There is a discussion of the school production of South Pacific, where he played Lieutenant Cable, ironically shown singing "Younger Than Springtime". He was a good singer with an appropriate accent which is why he was cast. He shared a kiss with his 16-year-old co-star. Several contributors describe his reluctance to kiss her in rehearsals and say it was like a 'peck' and another says 'no tongues!' The girl kissed, now an adult, demonstrates a close-lipped brief kiss and laughs about it. The musical is seen to be very successful and 'Brandon's' social cachet increases. He also drives a car.

Friends go to 'Brandon's' home and meet his grandmother. His mother (an opera singer) is already dead when a call comes to school to tell him that his father has now died. He gains sympathy. Later he takes his exams and gets A's and accepts a place at medical school. His teachers advise him to wait a year as he is still 'young' for university but he ignores them and goes to University of Dundee School of Medicine. However, he drops out and five friends come round to ask why. He says his gran has died so he is taking time out. Later, Jemma invites him on a group holiday with Cheryl and Nicola. 'Brandon' ends up in a fight and is arrested - the police find he has two passports. This is the official story of how MacKinnon was found out.

His former head teacher invites MacKinnon in and confronts him with the 1975 report card for Brian MacKinnon which also shows top grades. From here the story makes the six o'clock news. About half the teachers there had taught him in the 70s. The explanation for MacKinnon's deception was that, at that time, a person could not study medicine over the age of thirty, so he had returned to school to get into medical school again. He had been expelled after his first acceptance after becoming ill and failing his first year exams, he says.

It is then revealed that his 'grandmother' was alive but was actually his mother. It is also revealed that the fight on holiday, the police, and the two passports were a rumour not what happened. Apparently, he told the girls he was 32 and asked them to keep it a secret. Nicola says the holiday continued but it seemed bizarre that he had wanted to go on holiday with them. She thinks she gets his real life story - and what happened in the 70s during his first time at school.
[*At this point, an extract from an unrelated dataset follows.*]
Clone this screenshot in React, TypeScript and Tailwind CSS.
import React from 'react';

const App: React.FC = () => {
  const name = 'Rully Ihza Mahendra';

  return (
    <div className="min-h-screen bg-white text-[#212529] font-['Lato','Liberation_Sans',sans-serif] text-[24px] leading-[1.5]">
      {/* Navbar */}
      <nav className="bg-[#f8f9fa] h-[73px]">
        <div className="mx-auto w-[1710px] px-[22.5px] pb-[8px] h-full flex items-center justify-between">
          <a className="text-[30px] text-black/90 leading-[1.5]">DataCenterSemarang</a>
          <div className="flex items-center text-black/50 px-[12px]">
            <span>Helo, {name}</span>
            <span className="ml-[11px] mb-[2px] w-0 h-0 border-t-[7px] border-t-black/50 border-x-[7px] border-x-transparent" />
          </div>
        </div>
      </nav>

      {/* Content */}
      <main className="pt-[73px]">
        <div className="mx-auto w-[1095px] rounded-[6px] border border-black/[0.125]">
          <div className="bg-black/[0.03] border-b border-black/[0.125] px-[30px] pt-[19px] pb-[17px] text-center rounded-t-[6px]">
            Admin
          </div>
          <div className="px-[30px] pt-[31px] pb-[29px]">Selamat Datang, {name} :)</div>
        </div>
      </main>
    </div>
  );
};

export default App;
Near the end video footage of the school play is shown. None of the participants have seen it before. They note that 'Brandon's' singing is poor. The kiss is shown and it lasts several seconds and then has a second kiss. All the participants are shocked and the girl who was kissed (now an adult) is visibly uncomfortable.

Another question raised is whether MacKinnon's gran/mum knew what was going on. Initially, former pupils think no, as for the two to conspire seemed sinister. However, they acknowledge that she had allowed herself to be called gran, and a teacher also realises that she had called the school as his gran to say 'Brandon's' father had died. (This was to get him out of a Physics test). So, she knew.

The film concludes by saying that MacKinnon continues to apply for a place at medical school and cuts a sad figure in town. The former pupils are shown in their real-life adult jobs, or with their children, looking happy and engaged with the future rather than the past. It is suggested that MacKinnon may have decided to try again and may have undergone cosmetic surgery to alter his appearance.

==Release==
Before its premiere, My Old School was picked up for worldwide release by Dogwoof, a British film distributor specializing in documentaries. It premiered virtually in January at the 2022 Sundance Film Festival. It was subsequently screened at a number of other 2022 film festivals, including the Dublin International Film Festival, the Glasgow Film Festival, the Belgian film festival Docville, and Toronto's Hot Docs documentary film festival.

It was picked up by distributor Magnolia Pictures for a 22 July North American release.

== Reception ==

=== Critical response ===
On Rotten Tomatoes, the film holds an approval rating of 93% based on 88 reviews, with an average rating of 7.50/10.